Analysts Doubt Texas Would Seek Bankruptcy Protection
NEW YORK (AP) _ Texaco Inc. and some analysts say that although the company might be unable to post a $12 billion bond to appeal a $10.53 billion damage verdict, it is uncertain whether the bond will be necessary.
Texaco President Alfred C. DeCrane Jr. was quoted Tuesday as saying that if the $12 billion bond is required, Texaco might be compelled to reorganize under federal bankruptcy laws. His comments sparked a surge of selling by investors.
Roy Babbitt, a former U.S. bankruptcy court judge who now is an attorney in private practice in New York, said Texaco ″would probably want to exhaust every conceivable proceeding ... to reduce the judgment, set aside the judgment, or attenuate the judgment before filing a Chapter 11″ petition seeking protection from creditors.

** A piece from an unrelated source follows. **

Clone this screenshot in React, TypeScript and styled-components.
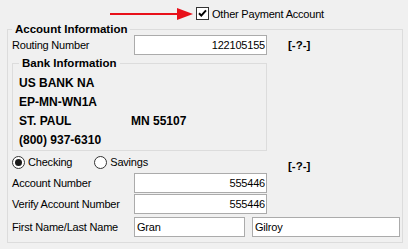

″What they’re doing is playing their cards, so that the judge has to think about this,″ said Rosario Ilacqua, an analyst with the New York securities firm of L.F. Rothschild, Unterberg, Towbin. ″They’re laying it on the table that if the judge wants to follow the recommendations of the jury ... they might be forced to take drastic countermeasures.″
Last week, a Houston jury recommended that Texaco pay Pennzoil $10.53 billion in damages. The jury found that Texaco improperly gained control of Getty Oil Co. by breaking up a merger agreement between Getty and Pennzoil.
State District Judge Solomon Casseb Jr. will hear arguments Dec. 5 on whether he should uphold the jury’s recommendation. He can either approve both the verdict and the size of the damages, uphold the verdict but reduce the damages, or throw both out and order a new trial.
Texas law requires that if defendants appeal a damage judgment, they must post a bond in cash or liquid assets equal to an award plus attorneys’ fees and interest. If the judge affirms the jury’s entire $10.53 billion award, the appeal bond would total $12 billion.
″If a $12 billion bond is required - Texaco doesn’t have $12 billion and in my opinion, probably can’t get it - then we’d have to look for some heroic measure, whether it’s Chapter 11 or whatever,″ DeCrane was quoted as saying in the Dallas Morning News.
Because of the selling of Texaco stock Tuesday, the New York Stock Exchange suspending its trading for 59 minutes. Texaco finished the day at $32, down $2.25 from Monday.
After its stock started sliding, Texaco issued two statements from its headquarters in White Plains, N.Y., stressing that the case was not over. The company also said it was not ruling out Chapter 11, but such a move only would be considered ″after all other legal remedies had been exhausted.″
″We believe and will urge the court that it would be absurd and irresponsible to force Texaco into bankruptcy by requiring an impossible bond,″ the company said.